Data items
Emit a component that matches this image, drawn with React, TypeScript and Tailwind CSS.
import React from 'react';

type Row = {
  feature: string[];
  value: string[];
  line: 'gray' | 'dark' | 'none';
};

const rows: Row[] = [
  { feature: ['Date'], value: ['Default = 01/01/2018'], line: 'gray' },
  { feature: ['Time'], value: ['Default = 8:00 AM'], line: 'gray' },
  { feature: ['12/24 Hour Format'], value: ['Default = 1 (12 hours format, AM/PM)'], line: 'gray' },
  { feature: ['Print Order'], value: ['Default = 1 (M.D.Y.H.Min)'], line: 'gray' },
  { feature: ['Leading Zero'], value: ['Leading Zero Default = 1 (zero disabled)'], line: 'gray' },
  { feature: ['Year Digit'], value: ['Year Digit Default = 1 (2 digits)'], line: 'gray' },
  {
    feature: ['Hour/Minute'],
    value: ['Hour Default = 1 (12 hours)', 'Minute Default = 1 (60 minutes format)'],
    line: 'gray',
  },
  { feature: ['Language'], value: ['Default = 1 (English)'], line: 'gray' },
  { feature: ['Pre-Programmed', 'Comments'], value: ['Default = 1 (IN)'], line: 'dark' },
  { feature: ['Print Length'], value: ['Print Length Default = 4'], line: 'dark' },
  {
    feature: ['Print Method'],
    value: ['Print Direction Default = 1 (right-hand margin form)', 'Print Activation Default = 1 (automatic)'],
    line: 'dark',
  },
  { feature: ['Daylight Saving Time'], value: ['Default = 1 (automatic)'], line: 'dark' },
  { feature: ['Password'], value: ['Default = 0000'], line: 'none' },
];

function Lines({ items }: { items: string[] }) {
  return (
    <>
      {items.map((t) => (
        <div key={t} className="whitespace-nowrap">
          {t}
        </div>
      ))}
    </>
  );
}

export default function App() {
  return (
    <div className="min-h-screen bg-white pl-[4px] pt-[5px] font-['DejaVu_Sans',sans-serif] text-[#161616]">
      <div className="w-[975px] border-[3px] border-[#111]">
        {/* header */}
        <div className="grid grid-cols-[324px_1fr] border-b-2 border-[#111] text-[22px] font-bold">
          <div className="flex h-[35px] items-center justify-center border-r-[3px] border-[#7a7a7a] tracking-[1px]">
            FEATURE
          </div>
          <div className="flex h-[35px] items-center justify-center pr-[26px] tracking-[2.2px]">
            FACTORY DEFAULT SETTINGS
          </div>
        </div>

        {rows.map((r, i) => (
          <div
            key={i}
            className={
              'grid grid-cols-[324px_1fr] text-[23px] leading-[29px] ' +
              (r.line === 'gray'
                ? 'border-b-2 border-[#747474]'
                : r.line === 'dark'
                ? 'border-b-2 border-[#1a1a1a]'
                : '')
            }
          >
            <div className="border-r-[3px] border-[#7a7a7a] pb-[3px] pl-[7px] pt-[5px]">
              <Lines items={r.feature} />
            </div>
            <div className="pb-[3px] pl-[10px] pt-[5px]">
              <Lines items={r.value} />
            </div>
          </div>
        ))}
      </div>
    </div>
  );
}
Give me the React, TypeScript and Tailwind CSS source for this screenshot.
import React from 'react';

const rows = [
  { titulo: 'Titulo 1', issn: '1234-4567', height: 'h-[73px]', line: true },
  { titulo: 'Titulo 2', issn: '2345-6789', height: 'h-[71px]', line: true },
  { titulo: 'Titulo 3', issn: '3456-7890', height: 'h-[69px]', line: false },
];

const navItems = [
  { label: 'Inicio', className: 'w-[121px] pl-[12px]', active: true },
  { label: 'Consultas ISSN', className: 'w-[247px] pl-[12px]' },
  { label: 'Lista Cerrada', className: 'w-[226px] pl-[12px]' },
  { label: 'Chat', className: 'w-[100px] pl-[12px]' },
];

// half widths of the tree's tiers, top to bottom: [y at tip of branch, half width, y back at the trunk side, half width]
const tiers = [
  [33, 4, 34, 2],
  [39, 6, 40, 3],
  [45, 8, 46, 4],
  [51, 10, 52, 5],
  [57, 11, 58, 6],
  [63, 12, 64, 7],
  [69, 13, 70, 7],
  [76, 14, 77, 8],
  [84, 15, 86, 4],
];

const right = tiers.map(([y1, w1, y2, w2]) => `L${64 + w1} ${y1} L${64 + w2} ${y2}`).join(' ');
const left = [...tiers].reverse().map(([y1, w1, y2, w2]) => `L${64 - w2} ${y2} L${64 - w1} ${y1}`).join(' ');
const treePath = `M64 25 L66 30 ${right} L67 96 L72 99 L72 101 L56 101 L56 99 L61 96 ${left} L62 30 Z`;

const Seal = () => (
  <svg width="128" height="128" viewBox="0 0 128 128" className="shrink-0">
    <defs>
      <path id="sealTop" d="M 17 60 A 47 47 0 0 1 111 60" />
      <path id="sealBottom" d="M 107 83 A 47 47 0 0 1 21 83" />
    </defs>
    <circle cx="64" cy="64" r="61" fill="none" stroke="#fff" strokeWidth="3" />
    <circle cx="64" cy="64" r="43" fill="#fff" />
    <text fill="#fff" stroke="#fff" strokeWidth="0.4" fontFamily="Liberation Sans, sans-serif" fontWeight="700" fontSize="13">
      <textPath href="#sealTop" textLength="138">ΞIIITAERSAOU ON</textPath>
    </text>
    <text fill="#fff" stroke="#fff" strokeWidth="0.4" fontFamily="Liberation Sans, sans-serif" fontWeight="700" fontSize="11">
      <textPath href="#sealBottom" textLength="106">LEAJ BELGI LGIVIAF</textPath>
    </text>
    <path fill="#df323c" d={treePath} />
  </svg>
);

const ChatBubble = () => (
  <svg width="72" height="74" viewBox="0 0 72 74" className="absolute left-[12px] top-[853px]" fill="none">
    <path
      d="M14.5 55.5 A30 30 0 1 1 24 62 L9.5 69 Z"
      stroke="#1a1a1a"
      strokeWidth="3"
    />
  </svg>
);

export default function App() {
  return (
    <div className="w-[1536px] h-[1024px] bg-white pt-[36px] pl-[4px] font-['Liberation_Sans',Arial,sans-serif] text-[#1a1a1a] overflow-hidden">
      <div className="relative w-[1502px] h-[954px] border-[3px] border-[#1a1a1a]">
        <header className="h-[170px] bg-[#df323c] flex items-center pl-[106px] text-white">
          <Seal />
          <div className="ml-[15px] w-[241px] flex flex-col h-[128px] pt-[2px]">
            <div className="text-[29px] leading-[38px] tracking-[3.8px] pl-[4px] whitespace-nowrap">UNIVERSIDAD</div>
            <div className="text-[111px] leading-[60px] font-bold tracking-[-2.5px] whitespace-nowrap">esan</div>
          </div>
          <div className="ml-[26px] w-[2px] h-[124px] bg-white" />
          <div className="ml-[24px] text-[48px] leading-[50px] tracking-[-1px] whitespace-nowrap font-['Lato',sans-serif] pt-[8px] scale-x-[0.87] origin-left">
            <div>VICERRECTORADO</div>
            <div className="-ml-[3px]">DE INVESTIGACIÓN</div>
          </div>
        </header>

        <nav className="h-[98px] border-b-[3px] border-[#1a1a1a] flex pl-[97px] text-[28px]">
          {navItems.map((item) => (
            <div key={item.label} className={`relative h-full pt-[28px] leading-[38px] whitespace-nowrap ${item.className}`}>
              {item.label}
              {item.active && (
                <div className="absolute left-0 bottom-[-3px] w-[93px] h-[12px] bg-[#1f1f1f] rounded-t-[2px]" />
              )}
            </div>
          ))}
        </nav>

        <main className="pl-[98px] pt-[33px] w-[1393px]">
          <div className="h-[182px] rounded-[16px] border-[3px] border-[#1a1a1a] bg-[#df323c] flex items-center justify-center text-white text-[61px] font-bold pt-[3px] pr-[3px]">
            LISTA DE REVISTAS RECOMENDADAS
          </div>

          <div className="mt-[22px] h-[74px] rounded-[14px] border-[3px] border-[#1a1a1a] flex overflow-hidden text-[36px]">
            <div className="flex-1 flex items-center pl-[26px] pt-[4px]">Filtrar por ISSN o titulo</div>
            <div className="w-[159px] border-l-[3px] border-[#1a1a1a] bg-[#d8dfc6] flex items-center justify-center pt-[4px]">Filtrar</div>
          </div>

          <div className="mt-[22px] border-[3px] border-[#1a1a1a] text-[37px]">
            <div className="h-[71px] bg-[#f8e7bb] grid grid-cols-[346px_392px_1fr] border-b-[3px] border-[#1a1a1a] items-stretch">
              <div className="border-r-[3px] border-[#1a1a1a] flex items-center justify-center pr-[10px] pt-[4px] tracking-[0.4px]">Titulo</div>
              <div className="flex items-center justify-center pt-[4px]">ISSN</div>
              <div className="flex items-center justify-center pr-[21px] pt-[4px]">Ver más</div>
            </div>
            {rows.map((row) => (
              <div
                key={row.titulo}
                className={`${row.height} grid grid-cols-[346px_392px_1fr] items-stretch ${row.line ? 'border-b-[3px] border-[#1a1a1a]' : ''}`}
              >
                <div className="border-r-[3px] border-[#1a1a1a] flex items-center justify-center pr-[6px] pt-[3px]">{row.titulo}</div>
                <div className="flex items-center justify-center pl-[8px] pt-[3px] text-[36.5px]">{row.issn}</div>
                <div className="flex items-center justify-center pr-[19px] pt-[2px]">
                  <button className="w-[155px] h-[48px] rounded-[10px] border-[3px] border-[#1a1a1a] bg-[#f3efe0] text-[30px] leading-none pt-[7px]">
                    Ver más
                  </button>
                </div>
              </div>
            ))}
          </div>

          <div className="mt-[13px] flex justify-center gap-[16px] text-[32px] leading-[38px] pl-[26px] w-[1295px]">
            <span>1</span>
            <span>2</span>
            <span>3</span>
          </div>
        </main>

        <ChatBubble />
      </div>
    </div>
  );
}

__WHAT TO DO__: Extract and output the part that opens with the line containing "Give me the" and closes with the line containing "L72 101 L56", unchanged, ends included.

__EXERCISE ANSWER__:
Give me the React, TypeScript and Tailwind CSS source for this screenshot.
import React from 'react';

const rows = [
  { titulo: 'Titulo 1', issn: '1234-4567', height: 'h-[73px]', line: true },
  { titulo: 'Titulo 2', issn: '2345-6789', height: 'h-[71px]', line: true },
  { titulo: 'Titulo 3', issn: '3456-7890', height: 'h-[69px]', line: false },
];

const navItems = [
  { label: 'Inicio', className: 'w-[121px] pl-[12px]', active: true },
  { label: 'Consultas ISSN', className: 'w-[247px] pl-[12px]' },
  { label: 'Lista Cerrada', className: 'w-[226px] pl-[12px]' },
  { label: 'Chat', className: 'w-[100px] pl-[12px]' },
];

// half widths of the tree's tiers, top to bottom: [y at tip of branch, half width, y back at the trunk side, half width]
const tiers = [
  [33, 4, 34, 2],
  [39, 6, 40, 3],
  [45, 8, 46, 4],
  [51, 10, 52, 5],
  [57, 11, 58, 6],
  [63, 12, 64, 7],
  [69, 13, 70, 7],
  [76, 14, 77, 8],
  [84, 15, 86, 4],
];

const right = tiers.map(([y1, w1, y2, w2]) => `L${64 + w1} ${y1} L${64 + w2} ${y2}`).join(' ');
const left = [...tiers].reverse().map(([y1, w1, y2, w2]) => `L${64 - w2} ${y2} L${64 - w1} ${y1}`).join(' ');
const treePath = `M64 25 L66 30 ${right} L67 96 L72 99 L72 101 L56 101 L56 99 L61 96 ${left} L62 30 Z`;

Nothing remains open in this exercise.